- _SET EXERCISE_: Read the entries below and pull out each line with the string "React".

## BEGIN DATA SUPPLIED

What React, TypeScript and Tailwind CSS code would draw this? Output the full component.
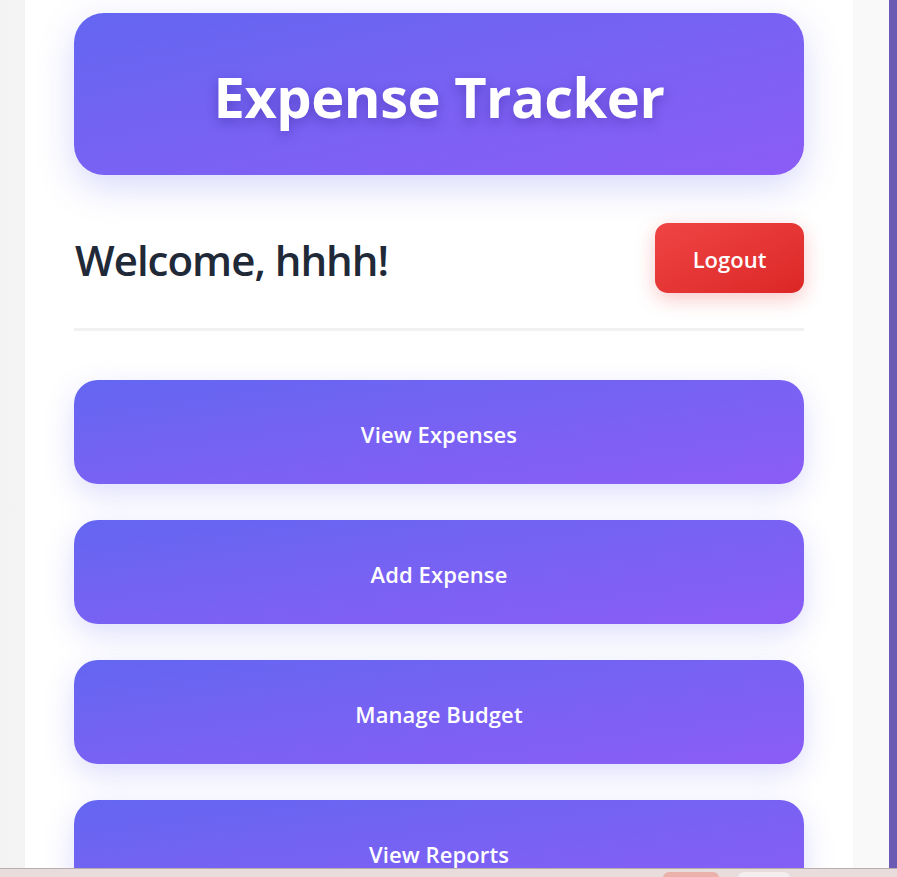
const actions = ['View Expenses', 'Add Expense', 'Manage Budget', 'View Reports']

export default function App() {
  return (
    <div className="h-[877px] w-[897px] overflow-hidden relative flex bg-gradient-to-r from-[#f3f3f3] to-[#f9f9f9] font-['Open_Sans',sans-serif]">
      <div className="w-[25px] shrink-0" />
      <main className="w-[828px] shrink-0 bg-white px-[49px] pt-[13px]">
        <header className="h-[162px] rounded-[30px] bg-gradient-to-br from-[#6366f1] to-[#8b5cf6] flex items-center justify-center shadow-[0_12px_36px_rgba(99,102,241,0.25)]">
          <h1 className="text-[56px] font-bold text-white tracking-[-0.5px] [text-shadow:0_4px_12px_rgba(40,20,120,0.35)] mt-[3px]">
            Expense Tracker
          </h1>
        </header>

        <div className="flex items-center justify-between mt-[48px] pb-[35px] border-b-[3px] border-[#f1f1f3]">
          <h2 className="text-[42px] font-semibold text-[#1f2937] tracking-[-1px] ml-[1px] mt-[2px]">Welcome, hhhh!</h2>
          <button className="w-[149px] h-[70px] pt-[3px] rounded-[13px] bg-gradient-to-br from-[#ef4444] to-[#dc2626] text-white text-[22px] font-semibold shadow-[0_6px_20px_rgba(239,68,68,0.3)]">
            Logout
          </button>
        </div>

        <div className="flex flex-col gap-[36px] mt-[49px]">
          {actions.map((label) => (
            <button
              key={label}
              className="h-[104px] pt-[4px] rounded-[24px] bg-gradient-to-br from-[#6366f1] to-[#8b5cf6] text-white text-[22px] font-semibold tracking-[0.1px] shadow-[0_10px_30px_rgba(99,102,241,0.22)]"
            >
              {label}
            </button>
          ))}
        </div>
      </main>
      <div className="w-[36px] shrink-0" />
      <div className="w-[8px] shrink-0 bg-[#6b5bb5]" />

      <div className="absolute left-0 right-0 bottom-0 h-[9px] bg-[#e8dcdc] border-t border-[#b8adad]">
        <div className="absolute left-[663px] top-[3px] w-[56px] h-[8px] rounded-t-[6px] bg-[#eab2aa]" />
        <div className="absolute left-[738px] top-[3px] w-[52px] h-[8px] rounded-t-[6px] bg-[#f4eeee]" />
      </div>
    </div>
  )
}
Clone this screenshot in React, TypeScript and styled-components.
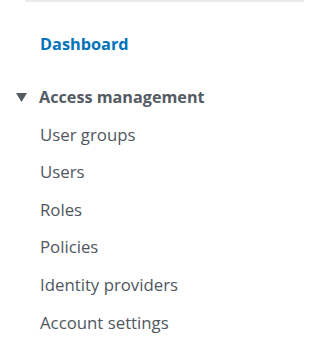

## END DATA SUPPLIED

- _RESPONSE_:
What React, TypeScript and Tailwind CSS code would draw this? Output the full component.
Clone this screenshot in React, TypeScript and styled-components.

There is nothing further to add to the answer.